4. Visualize the Sampling Distribution of the Difference

This is the single curve where the observed difference from our samples falls. It’s centered at the true difference in population means (\(\mu_A - \mu_B = -5\))

Code
# --- Sampling Distribution of the DIFFERENCE Plot ---
max_density <- dnorm(true_diff_mean, true_diff_mean, sd_diff_mean)

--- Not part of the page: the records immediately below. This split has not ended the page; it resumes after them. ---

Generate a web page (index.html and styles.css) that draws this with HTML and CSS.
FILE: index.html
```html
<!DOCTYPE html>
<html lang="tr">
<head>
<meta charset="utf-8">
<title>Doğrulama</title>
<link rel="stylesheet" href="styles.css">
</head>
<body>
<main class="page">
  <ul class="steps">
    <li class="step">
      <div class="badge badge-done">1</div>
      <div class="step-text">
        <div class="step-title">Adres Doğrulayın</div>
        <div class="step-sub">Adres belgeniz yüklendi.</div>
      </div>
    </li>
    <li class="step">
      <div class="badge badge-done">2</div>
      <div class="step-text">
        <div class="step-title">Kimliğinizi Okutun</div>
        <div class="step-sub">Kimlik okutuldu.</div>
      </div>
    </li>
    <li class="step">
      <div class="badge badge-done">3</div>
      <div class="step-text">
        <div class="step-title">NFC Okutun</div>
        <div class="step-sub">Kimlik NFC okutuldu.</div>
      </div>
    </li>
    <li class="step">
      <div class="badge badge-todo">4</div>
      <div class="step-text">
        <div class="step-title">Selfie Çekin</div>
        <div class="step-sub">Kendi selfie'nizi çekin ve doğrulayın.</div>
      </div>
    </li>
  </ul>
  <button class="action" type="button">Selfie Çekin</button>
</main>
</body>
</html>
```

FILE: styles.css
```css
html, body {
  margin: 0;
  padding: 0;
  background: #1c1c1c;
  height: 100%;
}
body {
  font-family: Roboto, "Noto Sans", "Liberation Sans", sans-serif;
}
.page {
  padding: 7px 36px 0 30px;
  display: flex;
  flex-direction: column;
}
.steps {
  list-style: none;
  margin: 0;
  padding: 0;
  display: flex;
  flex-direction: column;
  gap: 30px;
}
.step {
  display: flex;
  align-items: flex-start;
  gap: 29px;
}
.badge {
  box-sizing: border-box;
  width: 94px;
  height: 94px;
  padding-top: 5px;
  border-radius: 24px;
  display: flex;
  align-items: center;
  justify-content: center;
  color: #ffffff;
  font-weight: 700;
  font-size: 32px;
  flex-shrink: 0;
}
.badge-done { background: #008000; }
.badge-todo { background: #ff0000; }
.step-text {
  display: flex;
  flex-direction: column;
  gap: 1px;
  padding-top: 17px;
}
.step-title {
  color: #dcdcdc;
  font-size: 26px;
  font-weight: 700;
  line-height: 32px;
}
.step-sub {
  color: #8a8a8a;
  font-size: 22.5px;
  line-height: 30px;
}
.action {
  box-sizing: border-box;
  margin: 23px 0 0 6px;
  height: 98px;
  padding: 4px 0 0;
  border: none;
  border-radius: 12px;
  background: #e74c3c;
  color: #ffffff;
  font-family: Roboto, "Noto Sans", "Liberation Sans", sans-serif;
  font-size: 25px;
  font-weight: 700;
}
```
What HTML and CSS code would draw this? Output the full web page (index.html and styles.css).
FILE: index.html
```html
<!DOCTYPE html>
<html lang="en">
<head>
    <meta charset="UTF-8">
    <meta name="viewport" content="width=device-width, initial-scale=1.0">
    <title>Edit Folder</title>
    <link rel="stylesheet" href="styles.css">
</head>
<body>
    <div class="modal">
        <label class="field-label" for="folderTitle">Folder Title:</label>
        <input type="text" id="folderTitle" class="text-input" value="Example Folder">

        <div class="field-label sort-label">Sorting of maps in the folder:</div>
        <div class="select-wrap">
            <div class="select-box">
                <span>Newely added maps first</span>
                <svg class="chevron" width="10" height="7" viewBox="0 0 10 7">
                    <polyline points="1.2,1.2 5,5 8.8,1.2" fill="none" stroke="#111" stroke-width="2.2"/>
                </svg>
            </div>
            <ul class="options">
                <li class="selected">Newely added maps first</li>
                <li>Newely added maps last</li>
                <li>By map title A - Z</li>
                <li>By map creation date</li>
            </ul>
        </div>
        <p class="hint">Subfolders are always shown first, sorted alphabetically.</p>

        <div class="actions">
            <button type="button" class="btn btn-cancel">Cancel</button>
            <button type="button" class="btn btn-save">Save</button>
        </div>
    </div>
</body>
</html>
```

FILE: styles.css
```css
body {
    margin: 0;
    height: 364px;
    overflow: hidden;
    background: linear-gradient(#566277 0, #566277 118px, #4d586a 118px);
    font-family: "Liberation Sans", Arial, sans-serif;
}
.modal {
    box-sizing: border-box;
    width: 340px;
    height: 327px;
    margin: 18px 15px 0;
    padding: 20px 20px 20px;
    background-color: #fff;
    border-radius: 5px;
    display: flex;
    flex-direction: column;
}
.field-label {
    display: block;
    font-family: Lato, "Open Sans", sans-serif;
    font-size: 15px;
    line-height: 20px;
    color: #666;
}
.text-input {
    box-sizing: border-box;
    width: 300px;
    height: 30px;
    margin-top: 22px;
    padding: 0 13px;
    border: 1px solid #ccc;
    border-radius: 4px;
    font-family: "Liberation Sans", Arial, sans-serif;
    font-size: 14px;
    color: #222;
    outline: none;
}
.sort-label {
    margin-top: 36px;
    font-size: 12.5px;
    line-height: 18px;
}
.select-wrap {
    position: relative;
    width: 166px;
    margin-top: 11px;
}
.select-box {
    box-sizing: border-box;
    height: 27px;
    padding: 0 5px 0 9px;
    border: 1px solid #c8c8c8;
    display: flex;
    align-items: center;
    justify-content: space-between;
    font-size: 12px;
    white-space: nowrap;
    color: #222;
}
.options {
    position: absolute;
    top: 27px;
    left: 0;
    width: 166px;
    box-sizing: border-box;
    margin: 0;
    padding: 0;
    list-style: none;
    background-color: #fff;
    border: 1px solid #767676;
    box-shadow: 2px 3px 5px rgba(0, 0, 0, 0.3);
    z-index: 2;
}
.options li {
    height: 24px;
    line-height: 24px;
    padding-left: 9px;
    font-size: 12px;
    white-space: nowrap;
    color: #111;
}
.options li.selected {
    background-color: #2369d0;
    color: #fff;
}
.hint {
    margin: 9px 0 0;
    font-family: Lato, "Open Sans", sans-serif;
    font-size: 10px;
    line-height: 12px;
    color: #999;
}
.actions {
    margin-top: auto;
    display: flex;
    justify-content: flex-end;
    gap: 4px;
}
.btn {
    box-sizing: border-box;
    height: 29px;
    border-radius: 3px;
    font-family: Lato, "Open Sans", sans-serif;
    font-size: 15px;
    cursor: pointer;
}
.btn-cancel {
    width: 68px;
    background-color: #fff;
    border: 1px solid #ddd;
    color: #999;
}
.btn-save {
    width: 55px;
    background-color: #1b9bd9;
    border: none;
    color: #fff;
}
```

ggplot(data.frame(x = c(true_diff_mean - 4*sd_diff_mean, true_diff_mean + 4*sd_diff_mean)), aes(x)) +
  # The Distribution of the DIFFERENCE (The "One Curve")
  stat_function(fun = dnorm, args = list(mean = true_diff_mean, sd = sd_diff_mean), 
                geom = "area", fill = "purple", alpha = 0.6) +
  
  # Line for the True Difference (Center of the distribution)
  geom_vline(xintercept = true_diff_mean, color = "black", linetype = "dashed", size = 1) +
  
  # Line for the ONE Observed Difference from our samples
  geom_vline(xintercept = observed_diff, color = "darkgreen", size = 1.2) +
  
  labs(title = "The Sampling Distribution of the DIFFERENCE in Means",
       subtitle = "The 'One Curve' for the Difference in Sample Means",
       # SIMPLIFIED X-AXIS LABEL (This is the stable fix)
       x = "Difference in Sample Means (Xbar_A - Xbar_B)", 
       y = "Density") +
  
  # Text for True Difference 
  geom_text(aes(x = true_diff_mean, y = max_density * 0.95), 
            label = "True Difference: -5", 
            hjust = 1.1, size = 4) +
  
  # Text for Observed Difference 
  geom_text(aes(x = observed_diff, y = max_density * 0.85), 
            label = paste("Observed Difference:", round(observed_diff, 2)), 
            hjust = -0.1, size = 4, color = "darkgreen") +
  
  theme_minimal()

The Takeaway

The final graph demonstrates the core concept:

  1. We collect two samples and calculate their means, \(\bar{X}_A\) and \(\bar{X}_B\).
  2. We compute the single value of the observed difference: \(\bar{X}_A - \bar{X}_B\) (the dark green line).
  3. This single value is positioned on the single distribution (the purple curve), which represents the likelihood of obtaining any possible difference, assuming the true difference is \(\mu_A - \mu_B\) (the dashed black line).